Dampak Negatif Pendudukan Jepang
a. Penghapusan semua
organisasi politik dan pranata sosial warisan Hindia Belanda yang sebenarnya
banyak diantaranya yang bermanfaat bagi kemajuan ilmu pengetahuan, sosial,
ekonomi, dan kesejahteraan warga.
b. Romusha, mobilisasi
rakyat Indonesia (terutama warga Jawa) untuk kerja paksa dalam kondisi yang
tidak manusiawi.
c.

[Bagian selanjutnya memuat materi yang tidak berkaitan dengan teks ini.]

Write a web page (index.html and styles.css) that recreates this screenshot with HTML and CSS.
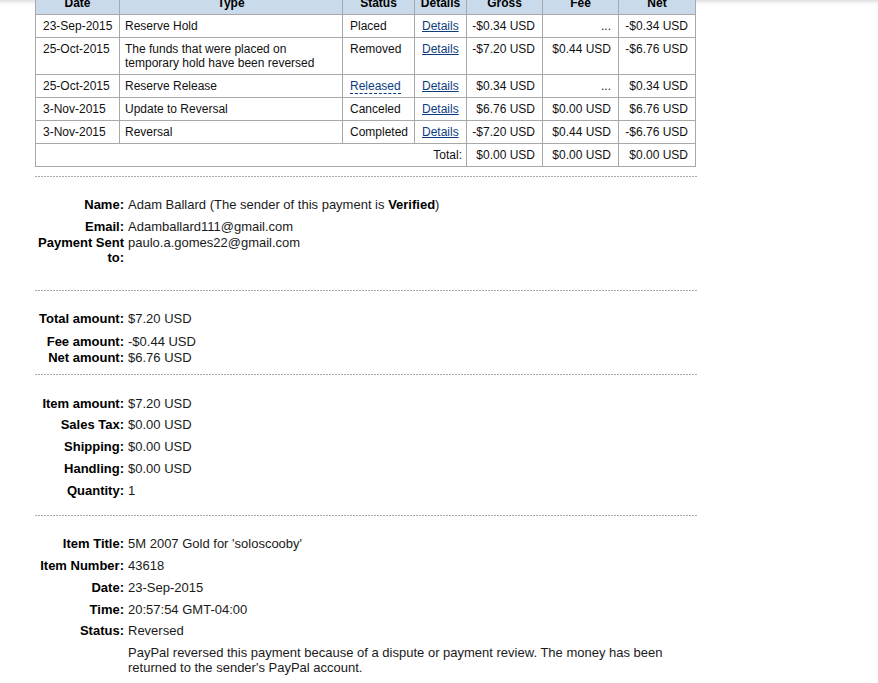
FILE: index.html
```html
<!DOCTYPE html>
<html>
<head>
<meta charset="utf-8">
<link rel="stylesheet" href="styles.css">
</head>
<body>
<div class="page">
  <table class="history">
    <colgroup>
      <col class="c-date"><col class="c-type"><col class="c-status"><col class="c-details"><col class="c-gross"><col class="c-fee"><col class="c-net">
    </colgroup>
    <thead>
      <tr><th>Date</th><th>Type</th><th>Status</th><th>Details</th><th>Gross</th><th>Fee</th><th>Net</th></tr>
    </thead>
    <tbody>
      <tr><td>23-Sep-2015</td><td class="type">Reserve Hold</td><td>Placed</td><td><a class="link" href="#">Details</a></td><td class="num">-$0.34 USD</td><td class="num">...</td><td class="num">-$0.34 USD</td></tr>
      <tr><td>25-Oct-2015</td><td class="type">The funds that were placed on temporary hold have been reversed</td><td>Removed</td><td><a class="link" href="#">Details</a></td><td class="num">-$7.20 USD</td><td class="num">$0.44 USD</td><td class="num">-$6.76 USD</td></tr>
      <tr><td>25-Oct-2015</td><td class="type">Reserve Release</td><td><span class="abbr">Released</span></td><td><a class="link" href="#">Details</a></td><td class="num">$0.34 USD</td><td class="num">...</td><td class="num">$0.34 USD</td></tr>
      <tr><td>3-Nov-2015</td><td class="type">Update to Reversal</td><td>Canceled</td><td><a class="link" href="#">Details</a></td><td class="num">$6.76 USD</td><td class="num">$0.00 USD</td><td class="num">$6.76 USD</td></tr>
      <tr><td>3-Nov-2015</td><td class="type">Reversal</td><td>Completed</td><td><a class="link" href="#">Details</a></td><td class="num">-$7.20 USD</td><td class="num">$0.44 USD</td><td class="num">-$6.76 USD</td></tr>
      <tr><td colspan="4" class="total-label">Total:</td><td class="num">$0.00 USD</td><td class="num">$0.00 USD</td><td class="num">$0.00 USD</td></tr>
    </tbody>
  </table>

  <div class="sep first-sep"></div>
  <section class="details s1">
    <div class="row"><div class="label">Name:</div><div class="value">Adam Ballard (The sender of this payment is <b>Verified</b>)</div></div>
    <div class="row"><div class="label">Email:</div><div class="value">Adamballard111@gmail.com</div></div>
    <div class="row tight"><div class="label">Payment Sent to:</div><div class="value">paulo.a.gomes22@gmail.com</div></div>
  </section>

  <div class="sep"></div>
  <section class="details s2">
    <div class="row"><div class="label">Total amount:</div><div class="value">$7.20 USD</div></div>
    <div class="row loose"><div class="label">Fee amount:</div><div class="value">-$0.44 USD</div></div>
    <div class="row tight"><div class="label">Net amount:</div><div class="value">$6.76 USD</div></div>
  </section>

  <div class="sep"></div>
  <section class="details s3">
    <div class="row"><div class="label">Item amount:</div><div class="value">$7.20 USD</div></div>
    <div class="row"><div class="label">Sales Tax:</div><div class="value">$0.00 USD</div></div>
    <div class="row"><div class="label">Shipping:</div><div class="value">$0.00 USD</div></div>
    <div class="row"><div class="label">Handling:</div><div class="value">$0.00 USD</div></div>
    <div class="row"><div class="label">Quantity:</div><div class="value">1</div></div>
  </section>

  <div class="sep"></div>
  <section class="details s4">
    <div class="row"><div class="label">Item Title:</div><div class="value">5M 2007 Gold for 'soloscooby'</div></div>
    <div class="row"><div class="label">Item Number:</div><div class="value">43618</div></div>
    <div class="row"><div class="label">Date:</div><div class="value">23-Sep-2015</div></div>
    <div class="row"><div class="label">Time:</div><div class="value">20:57:54 GMT-04:00</div></div>
    <div class="row"><div class="label">Status:</div><div class="value">Reversed</div></div>
    <div class="row"><div class="label"></div><div class="value note">PayPal reversed this payment because of a dispute or payment review. The money has been returned to the sender's PayPal account.</div></div>
  </section>
</div>
</body>
</html>
```

FILE: styles.css
```css
html, body {
  margin: 0;
  padding: 0;
}
body {
  background: #fff linear-gradient(#e0e0e0, #f6f6f6 3px, #fff 6px) no-repeat;
  background-size: 100% 6px;
  font-family: "Liberation Sans", Arial, sans-serif;
  color: #000;
}
.page {
  width: 662px;
  margin-left: 35px;
}
.history {
  width: 660px;
  margin-top: -9px;
  border-collapse: collapse;
  table-layout: fixed;
  font-size: 12px;
  line-height: 14px;
  background: #fff;
}
.c-date { width: 84px; }
.c-type { width: 223px; }
.c-status { width: 72px; }
.c-details { width: 52px; }
.c-gross { width: 76px; }
.c-fee { width: 76px; }
.c-net { width: 77px; }
.history th,
.history td {
  border: 1px solid #a8a8a8;
  padding: 4px 1px 4px 7px;
  vertical-align: top;
  text-align: left;
  color: #111;
  white-space: nowrap;
}
.history th {
  background: #c9daeb;
  font-weight: bold;
  text-align: center;
  color: #000;
  padding-left: 1px;
}
.history td.type {
  padding-left: 5px;
  padding-right: 2px;
  white-space: normal;
}
.history td.num,
.history td.total-label {
  text-align: right;
  padding-left: 1px;
  padding-right: 7px;
}
.history td.total-label {
  padding-right: 4px;
}
.link {
  color: #0c3d7e;
  text-decoration: underline;
}
.abbr {
  color: #0c3d7e;
  border-bottom: 1px dashed #0c3d7e;
}
.sep {
  height: 1px;
  background: repeating-linear-gradient(90deg, #a8a8a8 0, #a8a8a8 2px, transparent 2px, transparent 3px);
}
.first-sep {
  margin-top: 9px;
}
.details {
  padding-top: 14px;
  font-size: 13px;
  line-height: 15px;
}
.s1 { padding-top: 13px; padding-bottom: 25px; }
.s2 { padding-bottom: 9px; }
.s3 { padding-bottom: 17px; }
.s4 { padding-bottom: 10px; }
.row {
  display: flex;
  gap: 4px;
  margin-top: 6.75px;
}
.row.tight { margin-top: 1px; }
.row.loose { margin-top: 7.5px; }
.label {
  flex: 0 0 89px;
  text-align: right;
  font-weight: bold;
  color: #000;
}
.value {
  flex: 1;
  color: #1a1a1a;
}
.value b {
  color: #000;
}
.note {
  max-width: 560px;
}
```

Ekploitasi segala sumber
daya seperti sandang, pangan, logam, dan minyak demi kepentingan perang.
Akibatnya beras dan berbagai bahan pangan petani dirampas Jepang sehingga
banyak rakyat yang menderita kelaparan.
d. Krisis ekonomi yang
sangat parah. Hal ini karena dicetaknnya uang pendudukan secara besar-besaran
sehingga menyebabkan terjadinya inflasi.
e. Kebijakan self
sufficiency (kawasan mandiri) yang menyebabkan terputusnya hubungan
ekonomi antar daerah.
f. Kebijakan fasis
pemerintah militer Jepang yang menyebar polisi khusus dan intelijen di kalangan
rakyat sehingga menimbulkan ketakutan. Pemerintah Jepang bebas melanggar hak
asasi manusia dengan menginterogasi, menangkap, bahkan menghukum mati siapa saja
yang dicurigai atau dituduh sebagai mata-mata atau anti-Jepang tanpa proses
pengadilan.
g. Pembatasan pers sehingga
tidak ada pers yang independen, semuanya di bawah pengawasan Jepang.
h. Terjadinya kekacauan
situasi dan kondisi keamanan yang parah seperti maraknya perampokan,
pemerkosaan dan lain-lain.
i. Pelarangan terhadap buku-buku berbahasa Belanda dan Inggris yang
menyebabkan pendidikan yang lebih tinggi terasa mustahil.